Following are additional highlights from the auction. The online bidding was facilitated by bidLIVE.Bruneauandco.com, LiveAuctioneers.com, Invaluable.com and Bidsquare.com. Phone and absentee bids were also taken. All prices quoted include a sliding scale buyer’s premium.

The auction opened with a pair of vintage Ford automobiles. Lot 2, a 1922 Ford Model T wood body depot hack truck with green painted fenders and hood, a wood panel body and vinyl roof, and an inline four-cylinder engine, chugged away for $15,000. The smart-looking car had had a fairly recent restoration and showed off a nicely finished body and detailed engine compartment.

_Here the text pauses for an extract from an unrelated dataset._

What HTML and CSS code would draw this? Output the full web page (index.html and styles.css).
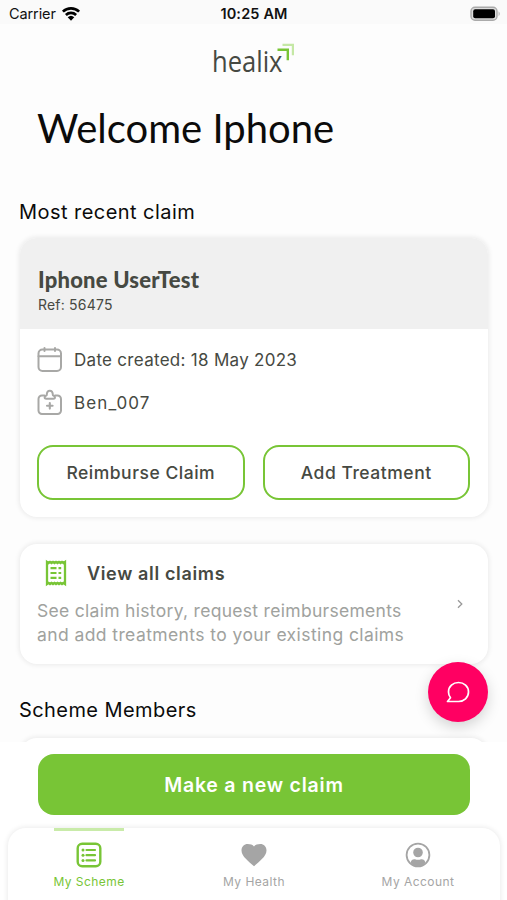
FILE: index.html
```html
<!DOCTYPE html>
<html lang="en">
<head>
<meta charset="utf-8">
<title>Healix</title>
<link rel="stylesheet" href="styles.css">
</head>
<body>
<div class="screen">
  <div class="status">
    <div class="carrier"><span>Carrier</span>
      <svg width="20" height="16" viewBox="0 0 20 16"><g fill="none" stroke="#000" stroke-width="2.7"><path d="M1.9 5.6a11.6 11.6 0 0 1 16.2 0"/><path d="M4.9 9a7.4 7.4 0 0 1 10.2 0"/></g><path d="M6.7 11.2a4.8 4.8 0 0 1 6.6 0L10 14.8z"/></svg>
    </div>
    <span class="time">10:25 AM</span>
    <svg class="battery" width="32" height="16" viewBox="0 0 32 16"><rect x="1" y="1.2" width="26" height="13" rx="4" fill="#ddd" stroke="#aaa" stroke-width="1.4"/><rect x="3.2" y="3.3" width="21.8" height="9" rx="2" fill="#000"/><path d="M28.6 5.2q2.2 2.500 0 5z" fill="#aaa"/></svg>
  </div>
  <main class="content">
    <svg class="logo" width="84" height="42" viewBox="0 0 84 42"><text class="wordmark" x="-1" y="30.500" textLength="70.500" lengthAdjust="spacingAndGlyphs">healix</text><path d="M64.500 8.800h10.300v10.500" fill="none" stroke="#78c536" stroke-width="2.400"/><path d="M69.500 3.800h10.400v10.400" fill="none" stroke="#c5e8a5" stroke-width="2.200"/></svg>
    <h1>Welcome Iphone</h1>
    <h2 class="recent-title">Most recent claim</h2>
    <section class="card claim">
      <header class="claim-head">
        <h3>Iphone UserTest</h3>
        <p class="ref">Ref: 56475</p>
      </header>
      <div class="row">
        <svg width="26" height="26" viewBox="0 0 26 26" fill="none" stroke="#a8a8a6" stroke-width="2" stroke-linecap="round"><rect x="1.500" y="2.500" width="22.500" height="21.500" rx="4"/><path d="M1.500 9.300H24M7.500.9v3.200M18 .9v3.200"/></svg>
        <span class="date">Date created: 18 May 2023</span>
      </div>
      <div class="row">
        <svg width="26" height="26" viewBox="0 0 26 26" fill="none" stroke="#a8a8a6" stroke-width="2" stroke-linecap="round" stroke-linejoin="round"><path d="M7.500 5.500H5A3.500 3.500 0 0 0 1.500 9v11.500A3.500 3.500 0 0 0 5 24h15.500a3.500 3.500 0 0 0 3.500-3.500V9a3.500 3.500 0 0 0-3.500-3.500H18"/><path d="M9.300 8.700h7q2 0 1.600-1.700-.4-1.300-2-1.800Q15.700.8 12.800.8T9.700 5.200q-1.600.5-2 1.800-.4 1.700 1.600 1.700z"/><path d="M12.800 13v5.600M10 15.800h5.600" stroke-width="2.100"/></svg>
        <span class="member">Ben_007</span>
      </div>
      <div class="actions">
        <button class="outline">Reimburse Claim</button>
        <button class="outline">Add Treatment</button>
      </div>
    </section>
    <section class="card all">
      <div class="all-text">
        <div class="all-title">
          <svg width="22" height="26" viewBox="0 0 22 26"><path d="M2 2l1.500 1 1.500-1 1.500 1L8 2l1.500 1L11 2l1.500 1L14 2l1.500 1L17 2l1.500 1L20 2v22l-1.500-1-1.500 1-1.500-1-1.500 1-1.500-1-1.500 1-1.500-1L8 24l-1.500-1L5 24l-1.500-1L2 24z" fill="none" stroke="#78c536" stroke-width="2.300"/><path d="M5.500 8.200h6M5.500 13h6M5.500 17.800h6M13.500 8.200h2.700M13.500 13h2.700M13.500 17.800h2.700" stroke="#78c536" stroke-width="2.200"/></svg>
          <span>View all claims</span>
        </div>
        <p class="desc">See claim history, request reimbursements<br><span class="second">and add treatments to your existing claims</span></p>
      </div>
      <svg class="chevron" width="8" height="10" viewBox="0 0 8 10"><path d="M2 1.300L5.800 5 2 8.700" fill="none" stroke="#999" stroke-width="1.300"/></svg>
    </section>
    <h2 class="members-title">Scheme Members</h2>
    <section class="card members"></section>
  </main>
  <footer class="bottom">
    <button class="primary">Make a new claim</button>
    <nav class="tabs">
      <a class="tab active"><svg width="26" height="26" viewBox="0 0 26 26"><rect x="1.700" y="1.700" width="22.600" height="22.600" rx="4.500" fill="none" stroke="#78c536" stroke-width="2.400"/><path d="M10.500 8h8.500M10.500 13.200h8.500M10.500 18.400h8.500" stroke="#78c536" stroke-width="2.200" stroke-linecap="round"/><g fill="#78c536"><circle cx="7" cy="8" r="1.500"/><circle cx="7" cy="13.200" r="1.500"/><circle cx="7" cy="18.400" r="1.500"/></g></svg><span>My Scheme</span></a>
      <a class="tab"><svg width="26" height="26" viewBox="0 0 26 26"><path d="M13 24.200C8 19.600.5 14.500.5 8.500.5 4.500 3.300 2 6.700 2 9.300 2 11.700 2.700 13 4.500 14.300 2.700 16.700 2 19.300 2c3.400 0 6.200 2.500 6.200 6.500 0 6-7.500 11.100-12.500 15.700z" fill="#a5a5a5"/></svg><span>My Health</span></a>
      <a class="tab"><svg width="26" height="26" viewBox="0 0 26 26"><circle cx="13" cy="13" r="11.400" fill="none" stroke="#a5a5a5" stroke-width="1.800"/><circle cx="13" cy="10.500" r="4.800" fill="#a5a5a5"/><path d="M5.500 20.500q1-3.700 4.500-3.300 3 1 6 0 3.500-.4 4.500 3.300Q17.500 24.500 13 24.500t-7.500-4z" fill="#a5a5a5"/></svg><span>My Account</span></a>
    </nav>
  </footer>
  <button class="chat" aria-label="Chat"><svg width="24" height="22" viewBox="0 0 24 22"><path d="M1.500 20.500h11c5.500 0 10-4 10-9.500S18 1.500 12.500 1.500 2.500 5.500 2.500 11c0 2.200.7 4.200 2 5.800z" fill="none" stroke="#fff" stroke-width="1.700" stroke-linejoin="round"/></svg></button>
</div>
</body>
</html>
```
FILE: styles.css
```css
* { box-sizing: border-box; margin: 0; padding: 0; }
body { font-family: Inter, sans-serif; color: #464942; background: #fdfdfd; }
svg { display: block; flex: none; overflow: visible; }
button { font: inherit; color: inherit; border: 0; background: none; }
span, button, .desc { white-space: nowrap; }
.screen { position: relative; width: 507px; height: 900px; overflow: hidden; display: flex; flex-direction: column; }
.status { height: 24px; flex: none; display: grid; grid-template-columns: 1fr auto 1fr; align-items: center; padding: 3px 5px 0 9px; background: #fafafa; font-size: 14.5px; color: #111; }
.carrier { display: flex; gap: 6px; align-items: center; letter-spacing: -.1px; }
.carrier svg { margin-left: -1px; }
.time { font-weight: 600; letter-spacing: .15px; margin-left: -3px; }
.battery { justify-self: end; }
.content { flex: 1; min-height: 0; overflow: hidden; padding: 0 19px 0 20px; display: flex; flex-direction: column; }
.content > * { flex: none; }
.logo { margin: 17px 0 0 193px; }
.wordmark { font: 500 30px "Open Sans", sans-serif; fill: #464942; }
h1 { margin: 20px 0 0 17px; font: 400 40px/50px Lato, sans-serif; color: #0b0b0b; white-space: nowrap; }
h2 { margin-left: -1px; font-size: 20px; line-height: 30px; font-weight: 400; color: #0b0b0b; }
.recent-title { margin-top: 44px; letter-spacing: .45px; }
.card { background: #fff; border-radius: 17px; box-shadow: 0 0 5px 1px rgba(0,0,0,.08); }
.claim { margin-top: 11px; height: 279px; overflow: hidden; }
.claim-head { height: 91px; padding: 28px 18px 0; background: #f0f0f0; margin-bottom: 9px; }
h3 { font: 900 22px/28px Lato, sans-serif; letter-spacing: .2px; }
.ref { font-size: 14px; line-height: 22px; letter-spacing: .2px; }
.row { display: flex; align-items: center; gap: 11px; height: 43px; padding-left: 17px; font-size: 17px; }
.date { letter-spacing: .29px; }
.member { letter-spacing: 1.1px; }
.actions { display: grid; grid-template-columns: 1fr 1fr; gap: 18px; padding: 21px 18px 0 17px; }
.outline { height: 55px; border: 2px solid #78c536; border-radius: 16px; font-size: 17.5px; font-weight: 500; letter-spacing: .52px; }
.all { margin-top: 27px; height: 120px; display: flex; justify-content: space-between; padding: 14px 24px 0 17px; }
.all-title { display: flex; align-items: center; gap: 20px; padding-left: 8px; height: 30px; font-size: 18px; font-weight: 600; letter-spacing: .65px; }
.desc { margin-top: 11px; font-size: 17.5px; line-height: 24px; color: #a0a29e; letter-spacing: .3px; }
.second { letter-spacing: .41px; }
.chevron { margin-top: 41px; }
.members-title { margin-top: 31px; letter-spacing: .42px; }
.members { margin-top: 13px; height: 120px; }
.bottom { height: 158px; flex: none; background: #fff; padding: 12px 7px 0 8px; }
.primary { display: block; width: 432px; height: 61px; margin-left: 30px; border-radius: 16px; background: #78c536; color: #fff; font-size: 19.5px; font-weight: 600; letter-spacing: .78px; }
.tabs { display: grid; grid-template-columns: repeat(3, 1fr); margin-top: 13px; height: 90px; border-radius: 18px 18px 0 0; box-shadow: 0 0 5px 1px rgba(0,0,0,.08); background: #fff; }
.tab { display: flex; flex-direction: column; align-items: center; padding-top: 14px; gap: 5px; font-size: 12px; line-height: 18px; letter-spacing: .45px; color: #a5a5a5; }
.active { padding-right: 2px; color: #78c536; background: linear-gradient(#c9eba9, #c9eba9) 46px 0 / 70px 3px no-repeat; }
.chat { position: absolute; left: 428px; top: 662px; width: 60px; height: 60px; border-radius: 50%; background: #ff0062; box-shadow: 0 5px 14px rgba(0,0,0,.17); display: flex; align-items: center; justify-content: center; }
```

Lot 1 – a 1929 Ford Model A standard closed cab pick-up truck, with two-tone green and black paint, vinyl roof and wood-lined bed and side rails – found a new owner for $9,375. The vehicle, out of the collection of a Massachusetts lady, sported an inline four-cylinder engine that had been upgraded with modern oil filter, spark plug and points, for convenience and a fast turn-key start.

An etching by John James Audubon (Haitian-American, 1785-1851), of the Ivory-Billed Woodpeckers, plate 66 from the Birds of America Double Elephant folio (Robert Havell first edition, London, 1829) soared to $46,250. The signed aquatint and hand-colored etching on wove paper of a male and female ivory-billed woodpeckers was 38 ¾ inches by 25 ¾ inches.

A painted metal audio-kinetic ball machine sculpture by George Rhoads (Illinois/N.Y., b. 1926), 48 ½ inches tall, an early example of Rhoads’s work, finished at $5,625. The machine contained an intricately layered downward track with coils, cyclone forms and xylophone-like mid-section striking 26 cascading notes. Along its path the ball would strike 12 metallic painted wind chimes.

An original color poster by Arthur Wesley Dow (Mass./N.Y., 1857-1922), for the French magazine Modern Art, of a post-impressionist landscape, for Le Maitres de l’affiche (1897), realized $4,688. The artwork, signed lower left, was 25 inches by 19 ¼ inches (framed), with an archival mat and frame. Modern Art was edited by J.M. Bowles and published by L. Prang & Co.